Wednesday, November 28, 2012

Curried Grain Salad

I like (mild) curry, but I don’t like when it overpowers a dish. Not too long ago, I made aloo matar (potato and pea curry), but the flavors were too much and I got sick of it quickly. More recently, I tried an interesting two-in-one dish: curried quinoa pilaf with roasted squash and yogurt-marinated chicken; the first night, it was a chicken breast on the side of a quinoa-stuffed acorn squash; the second night, it was a quinoa salad with cubed squash and chicken that went on to feed us an extra day beyond that. Unfortunately, I didn’t find it good enough to make it again. But then, I made this curried grain salad from Bon Appétit (the original recipe called for spelt, but I used farro). This is a dish where the curry plays a supporting role, and it’s delicious. The only thing I would change would be to use lemon juice instead of lemon rind next time, as some forkfuls had no lemon taste at all and others tasted powerfully like lemon. Note that you can roast your own chicken if you want, of course, or omit it for a vegan or vegetarian meal.

2 cups spelt, semi-pearled farro, or whole wheat berries, rinsed
1 tsp. kosher salt, plus more for seasoning
2 Tbsp. vegetable oil
2 ½ tsp. curry powder (I always use mild curry)
2 tsp. yellow mustard seeds
¾ tsp. ground cardamom
¾ tsp. ground coriander
6 small carrots, peeled, cut into ¼-inch dice
freshly ground black pepper
¼ cup apple cider vinegar
1 cup thinly sliced red onion (about ½ large onion)
½ lemon cut lengthwise, ends removed, finely chopped with peel (about ½ cup; or lemon juice, as said above)
3 cups shredded cooked chicken (from 1 rotisserie chicken; optional)
2 cups baby or wild arugula
2 cups (packed) cilantro sprigs with tender stems plus more for garnish (I used leaves)
2 Tbsp. extra-virgin olive oil

Place spelt and 1 tsp. kosher salt in a medium pot. Add water to cover by 1 ½ inches. Bring to a boil; reduce heat to medium-low and simmer, uncovered, until spelt is tender and water is mostly absorbed, about 1 hour (or 12–15 minutes if using semi-pearled farro). Drain; place in a large bowl.

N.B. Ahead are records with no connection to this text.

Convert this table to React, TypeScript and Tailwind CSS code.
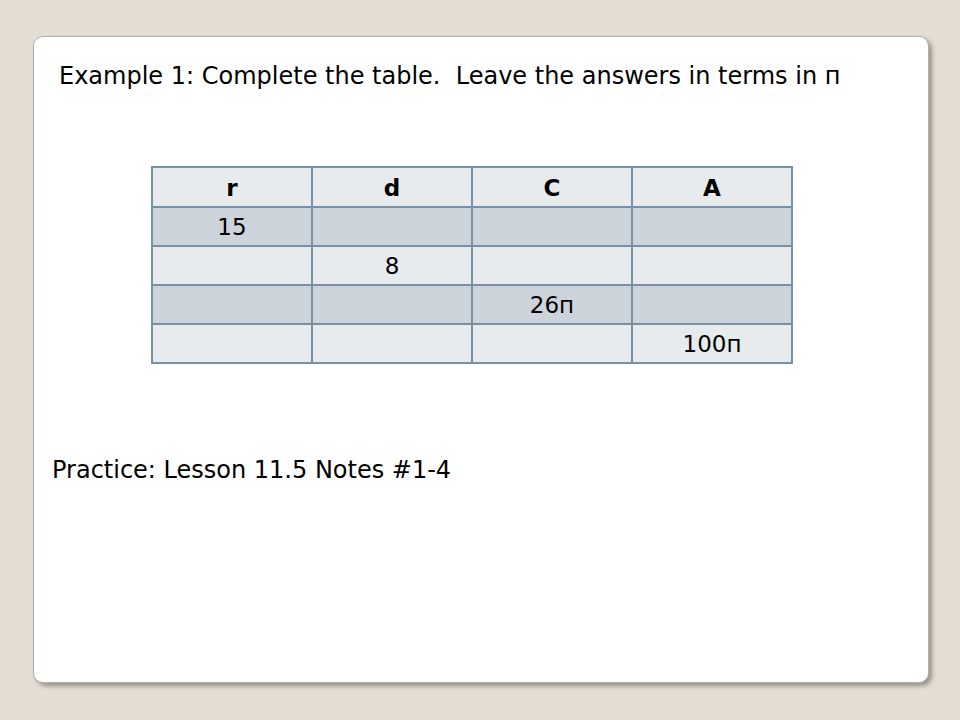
const rows = [
  ["15", "", "", ""],
  ["", "8", "", ""],
  ["", "", "26п", ""],
  ["", "", "", "100п"],
]

export default function App() {
  return (
    <div className="w-[960px] h-[720px] bg-[#e4ddd3] pt-[36px] pl-[33px] overflow-hidden" style={{ fontFamily: '"DejaVu Sans", Verdana, sans-serif' }}>
      <div className="relative w-[896px] h-[647px] bg-white rounded-[10px] border border-[#b5b0a8] shadow-[3px_3px_4px_rgba(90,85,75,0.55)] text-black">
        <p className="ml-[25px] mt-[25px] text-[24px] leading-[28px] whitespace-pre">
          Example 1: Complete the table.  Leave the answers in terms in п
        </p>

        <table className="ml-[117px] mt-[76px] border-collapse text-[23px] leading-[26px]">
          <thead>
            <tr className="bg-[#e8ebee]">
              {["r", "d", "C", "A"].map((h) => (
                <th key={h} className="w-[160px] h-[40px] border-2 border-[#7890a4] font-bold text-[23px] leading-[26px] text-center align-bottom pb-[5px]">
                  {h}
                </th>
              ))}
            </tr>
          </thead>
          <tbody>
            {rows.map((row, i) => (
              <tr key={i} className={i % 2 === 0 ? "bg-[#cdd3da]" : "bg-[#e8ebee]"}>
                {row.map((cell, j) => (
                  <td key={j} className="w-[160px] h-[39px] border-2 border-[#7890a4] text-center align-bottom pb-[5px]">
                    {cell}
                  </td>
                ))}
              </tr>
            ))}
          </tbody>
        </table>

        <p className="ml-[18px] mt-[92px] text-[24px] leading-[28px]">Practice: Lesson 11.5 Notes #1-4</p>
      </div>
    </div>
  )
}
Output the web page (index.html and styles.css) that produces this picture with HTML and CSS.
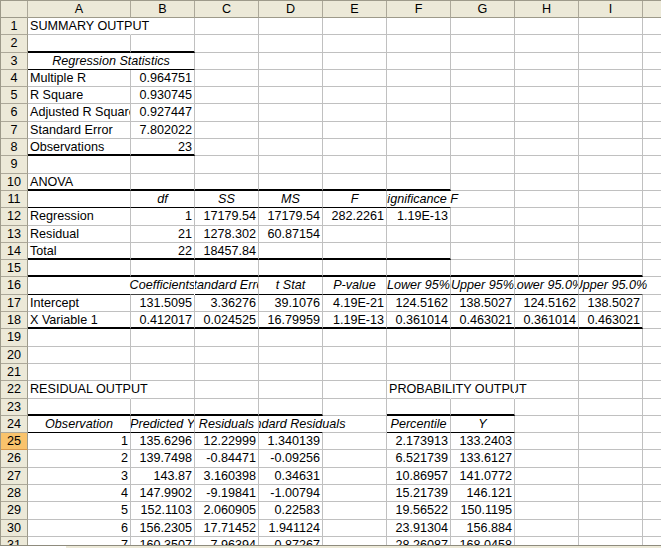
FILE: index.html
```html
<!DOCTYPE html>
<html lang="en">
<head>
<meta charset="utf-8">
<title>Regression output</title>
<link rel="stylesheet" href="styles.css">
</head>
<body>
<div class="app">
  <div class="sheet">
    <div class="row hdr"><div class="corner"></div><div>A</div><div>B</div><div>C</div><div>D</div><div>E</div><div>F</div><div>G</div><div>H</div><div>I</div><div></div></div>

    <div class="row"><div class="rh">1</div><div class="spill nr">SUMMARY OUTPUT</div><div></div><div></div><div></div><div></div><div></div><div></div><div></div><div></div><div></div></div>
    <div class="row"><div class="rh">2</div><div class="tb"></div><div class="tb"></div><div></div><div></div><div></div><div></div><div></div><div></div><div></div><div></div></div>
    <div class="row"><div class="rh">3</div><div class="h kb span2">Regression Statistics</div><div></div><div></div><div></div><div></div><div></div><div></div><div></div><div></div></div>
    <div class="row"><div class="rh">4</div><div>Multiple R</div><div class="n">0.964751</div><div></div><div></div><div></div><div></div><div></div><div></div><div></div><div></div></div>
    <div class="row"><div class="rh">5</div><div>R Square</div><div class="n">0.930745</div><div></div><div></div><div></div><div></div><div></div><div></div><div></div><div></div></div>
    <div class="row"><div class="rh">6</div><div>Adjusted R Square</div><div class="n">0.927447</div><div></div><div></div><div></div><div></div><div></div><div></div><div></div><div></div></div>
    <div class="row"><div class="rh">7</div><div>Standard Error</div><div class="n">7.802022</div><div></div><div></div><div></div><div></div><div></div><div></div><div></div><div></div></div>
    <div class="row"><div class="rh">8</div><div class="tb">Observations</div><div class="n tb">23</div><div></div><div></div><div></div><div></div><div></div><div></div><div></div><div></div></div>
    <div class="row"><div class="rh">9</div><div></div><div></div><div></div><div></div><div></div><div></div><div></div><div></div><div></div><div></div></div>
    <div class="row"><div class="rh">10</div><div class="tb">ANOVA</div><div class="tb"></div><div class="tb"></div><div class="tb"></div><div class="tb"></div><div class="tb"></div><div></div><div></div><div></div><div></div></div>
    <div class="row"><div class="rh">11</div><div class="kb"></div><div class="h kb">df</div><div class="h kb">SS</div><div class="h kb">MS</div><div class="h kb">F</div><div class="h kb spill-r nr">Significance F</div><div></div><div></div><div></div><div></div></div>
    <div class="row"><div class="rh">12</div><div>Regression</div><div class="n">1</div><div class="n">17179.54</div><div class="n">17179.54</div><div class="n">282.2261</div><div class="n">1.19E-13</div><div></div><div></div><div></div><div></div></div>
    <div class="row"><div class="rh">13</div><div>Residual</div><div class="n">21</div><div class="n">1278.302</div><div class="n">60.87154</div><div></div><div></div><div></div><div></div><div></div><div></div></div>
    <div class="row"><div class="rh">14</div><div class="tb">Total</div><div class="n tb">22</div><div class="n tb">18457.84</div><div class="tb"></div><div class="tb"></div><div class="tb"></div><div></div><div></div><div></div><div></div></div>
    <div class="row"><div class="rh">15</div><div class="tb"></div><div class="tb"></div><div class="tb"></div><div class="tb"></div><div class="tb"></div><div class="tb"></div><div class="tb"></div><div class="tb"></div><div class="tb"></div><div></div></div>
    <div class="row"><div class="rh">16</div><div class="kb nr"></div><div class="h kb spill-l">Coefficients</div><div class="h kb">Standard Error</div><div class="h kb">t Stat</div><div class="h kb">P-value</div><div class="h kb">Lower 95%</div><div class="h kb">Upper 95%</div><div class="h kb">Lower 95.0%</div><div class="h kb spill-r nr">Upper 95.0%</div><div></div></div>
    <div class="row"><div class="rh">17</div><div>Intercept</div><div class="n">131.5095</div><div class="n">3.36276</div><div class="n">39.1076</div><div class="n">4.19E-21</div><div class="n">124.5162</div><div class="n">138.5027</div><div class="n">124.5162</div><div class="n">138.5027</div><div></div></div>
    <div class="row"><div class="rh">18</div><div class="tb">X Variable 1</div><div class="n tb">0.412017</div><div class="n tb">0.024525</div><div class="n tb">16.79959</div><div class="n tb">1.19E-13</div><div class="n tb">0.361014</div><div class="n tb">0.463021</div><div class="n tb">0.361014</div><div class="n tb">0.463021</div><div></div></div>
    <div class="row"><div class="rh">19</div><div></div><div></div><div></div><div></div><div></div><div></div><div></div><div></div><div></div><div></div></div>
    <div class="row"><div class="rh">20</div><div></div><div></div><div></div><div></div><div></div><div></div><div></div><div></div><div></div><div></div></div>
    <div class="row"><div class="rh">21</div><div></div><div></div><div></div><div></div><div></div><div></div><div></div><div></div><div></div><div></div></div>
    <div class="row"><div class="rh">22</div><div class="spill nr">RESIDUAL OUTPUT</div><div></div><div></div><div></div><div></div><div class="spill nr">PROBABILITY OUTPUT</div><div class="nr"></div><div></div><div></div><div></div></div>
    <div class="row"><div class="rh">23</div><div class="tb"></div><div class="tb"></div><div class="tb"></div><div class="tb"></div><div></div><div class="tb"></div><div class="tb"></div><div></div><div></div><div></div></div>
    <div class="row"><div class="rh">24</div><div class="h kb">Observation</div><div class="h kb">Predicted Y</div><div class="h kb">Residuals</div><div class="h kb spill-r nr">Standard Residuals</div><div></div><div class="h kb">Percentile</div><div class="h kb">Y</div><div></div><div></div><div></div></div>
    <div class="row"><div class="rh act">25</div><div class="n">1</div><div class="n">135.6296</div><div class="n">12.22999</div><div class="n">1.340139</div><div></div><div class="n">2.173913</div><div class="n">133.2403</div><div></div><div></div><div></div></div>
    <div class="row"><div class="rh">26</div><div class="n">2</div><div class="n">139.7498</div><div class="n">-0.84471</div><div class="n">-0.09256</div><div></div><div class="n">6.521739</div><div class="n">133.6127</div><div></div><div></div><div></div></div>
    <div class="row"><div class="rh">27</div><div class="n">3</div><div class="n">143.87</div><div class="n">3.160398</div><div class="n">0.34631</div><div></div><div class="n">10.86957</div><div class="n">141.0772</div><div></div><div></div><div></div></div>
    <div class="row"><div class="rh">28</div><div class="n">4</div><div class="n">147.9902</div><div class="n">-9.19841</div><div class="n">-1.00794</div><div></div><div class="n">15.21739</div><div class="n">146.121</div><div></div><div></div><div></div></div>
    <div class="row"><div class="rh">29</div><div class="n">5</div><div class="n">152.1103</div><div class="n">2.060905</div><div class="n">0.22583</div><div></div><div class="n">19.56522</div><div class="n">150.1195</div><div></div><div></div><div></div></div>
    <div class="row"><div class="rh">30</div><div class="n">6</div><div class="n">156.2305</div><div class="n">17.71452</div><div class="n">1.941124</div><div></div><div class="n">23.91304</div><div class="n">156.884</div><div></div><div></div><div></div></div>
    <div class="row"><div class="rh">31</div><div class="n">7</div><div class="n">160.3507</div><div class="n">-7.96394</div><div class="n">-0.87267</div><div></div><div class="n">28.26087</div><div class="n">168.0458</div><div></div><div></div><div></div></div>
  </div>
  <div class="tabs"><div class="tab"></div></div>
</div>
</body>
</html>
```

FILE: styles.css
```css
* {
  box-sizing: border-box;
  margin: 0;
  padding: 0;
}

html, body {
  width: 661px;
  height: 548px;
  overflow: hidden;
  background: #fff;
}

body {
  font-family: "Liberation Sans", Arial, sans-serif;
  font-size: 12.6px;
  color: #000;
}

.app {
  display: flex;
  flex-direction: column;
  height: 548px;
}

.sheet {
  flex: none;
  height: 545px;
  overflow: hidden;
  border-top: 1px solid #9d9a8a;
  border-left: 1px solid #9d9a8a;
}

.row {
  display: grid;
  grid-template-columns: 27px 103px repeat(10, 64px);
  height: 17.3px;
}

.row > div {
  min-width: 0;
  border-right: 1px solid #c0c0c0;
  border-bottom: 1px solid #c0c0c0;
  padding: 1px 2px 0;
  line-height: 15px;
  white-space: nowrap;
  overflow: hidden;
}

.row.hdr {
  height: 17px;
}

.hdr > div,
.row > .rh {
  background: #ece9d8;
  border-right-color: #aca899;
  border-bottom-color: #aca899;
  text-align: center;
  padding-left: 0;
  padding-right: 0;
}

.row > .rh {
  border-right-color: #9d9a8a;
}

.hdr > div {
  border-bottom-color: #9d9a8a;
}

.row > .act {
  background: #f9c36c;
  border-bottom-color: #d8974a;
}

.row > .n {
  text-align: right;
}

.row > .h {
  display: flex;
  justify-content: center;
  font-style: italic;
}

.row > .span2 {
  grid-column: span 2;
}

.row > .spill {
  overflow: visible;
}

.row > .spill-r {
  overflow: visible;
  clip-path: inset(0 -200px 0 0);
}

.row > .spill-l {
  overflow: visible;
  clip-path: inset(0 1px 0 -200px);
}

.row > .nr {
  border-right-color: #fff;
}

.row > .kb {
  border-bottom-color: #000;
}

.row > .tb {
  border-bottom: 2px solid #000;
}

.tabs {
  flex: 1;
  background: #ece9d8;
  border-top: 1px solid #8e8b7d;
  display: flex;
}

.tab {
  width: 66px;
  background: #fff;
}
```
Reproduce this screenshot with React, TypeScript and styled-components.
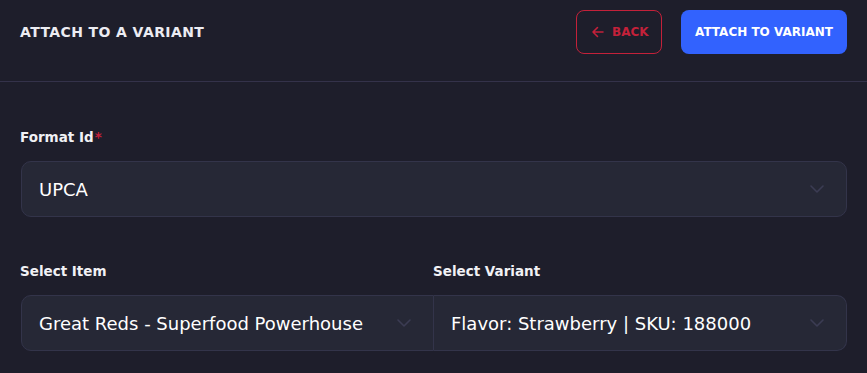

Meanwhile, heat vegetable oil in a medium saucepan over medium heat. Add curry, mustard seeds, cardamom, and coriander; cook, stirring often, until spices are fragrant and mustard seeds begin to pop, 2–3 minutes. Stir in carrots and season with salt and pepper. Cook, stirring often, until carrots are crisp-tender, 5–6 minutes (I cooked mine longer).

Add vinegar and stir until evaporated, 1–2 minutes. Stir in onion and lemon. Remove pan from heat and stir until onion is wilted, 1–2 minutes (I put it back on the heat to wilt the onion to my taste). Add vegetable mixture to bowl with spelt. Season to taste with salt and pepper. Let cool.

Add chicken (if using), arugula, 2 cups cilantro, and olive oil to spelt mixture; toss to combine. Transfer salad to a large platter. Garnish with cilantro sprigs.